The result saw the Labour Party gain Coxford, Freemantle, Portswood and Swaythling, but lost Millbrook and Bitterne to the Conservatives, making a net gain of three.

== Background ==
The council elects its councillors in thirds, with a third being up for election every year for three years, with no election each fourth year to correspond with councillors' four-year terms. Councillors defending their seats in this election were previously elected in 2015. In that election, 8 Conservative candidates, 7 Labour candidates were elected and independent People Before Profit councillor was elected in Coxford. After the 2015 local election, the Labour Party saw a loss of one of their Councillors, Andrew Pope, who formed the Southampton Independents party. He is not seeking re-election in this election. The last election in 2018 saw both the council leader Simon Letts and leader of the Conservative bloc in the city be defeated in their wards by each other's party. Letts was replaced with Christopher Hammond as council leader, and Dan Fitzhenry as leader of the Conservatives.
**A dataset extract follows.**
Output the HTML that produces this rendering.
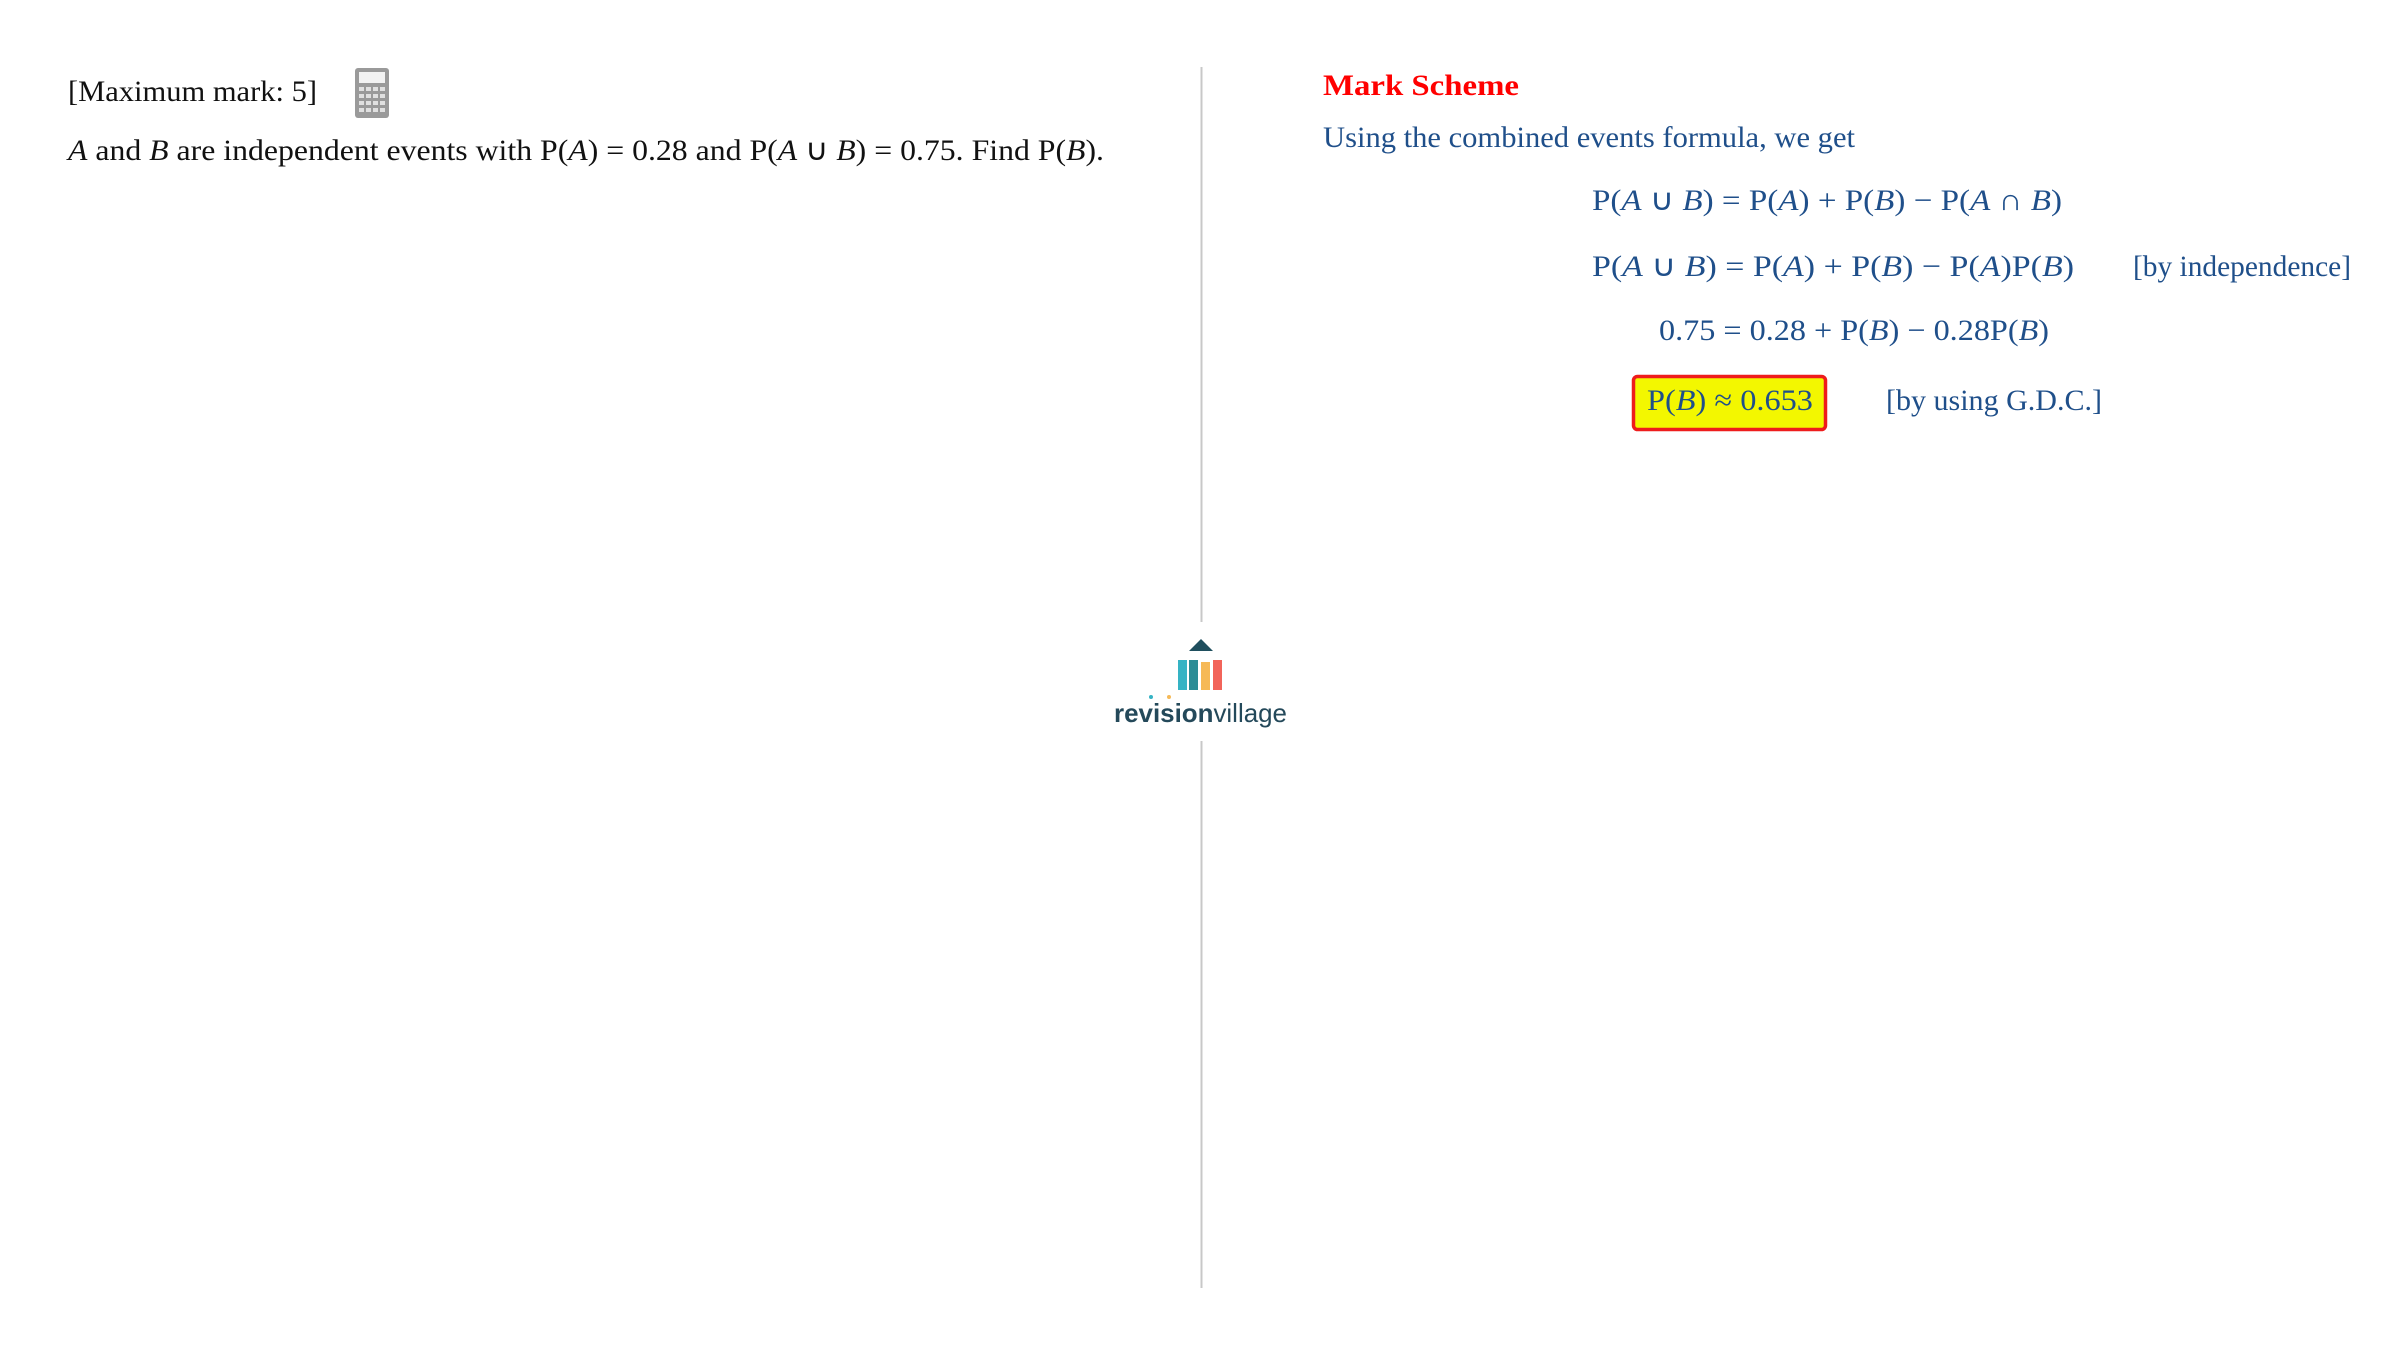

People Before Profit, an independent group with all three of its councillors elected in the Coxford ward, decided to separate after the 2018 election. On 3 January 2019, former group leader of People Before Profit, Keith Morrell, announced that he would resign with immediate effect, triggering a by-election in the year. Hours later, Don Thomas announced he would not seek re-election in the Coxford ward.

=== 14 March by-election ===
Due to the independent councillor Keith Morrell resigning as a councillor, a by-election was triggered for the Coxford ward. Morrell was re-elected in the seat for a third term in the 2018 elections, with 47% of the vote. The Conservative Party candidate for the by-election Diana Galton is the mother of Millbrook Councillor Steven Galton, a front bench member for the Conservatives.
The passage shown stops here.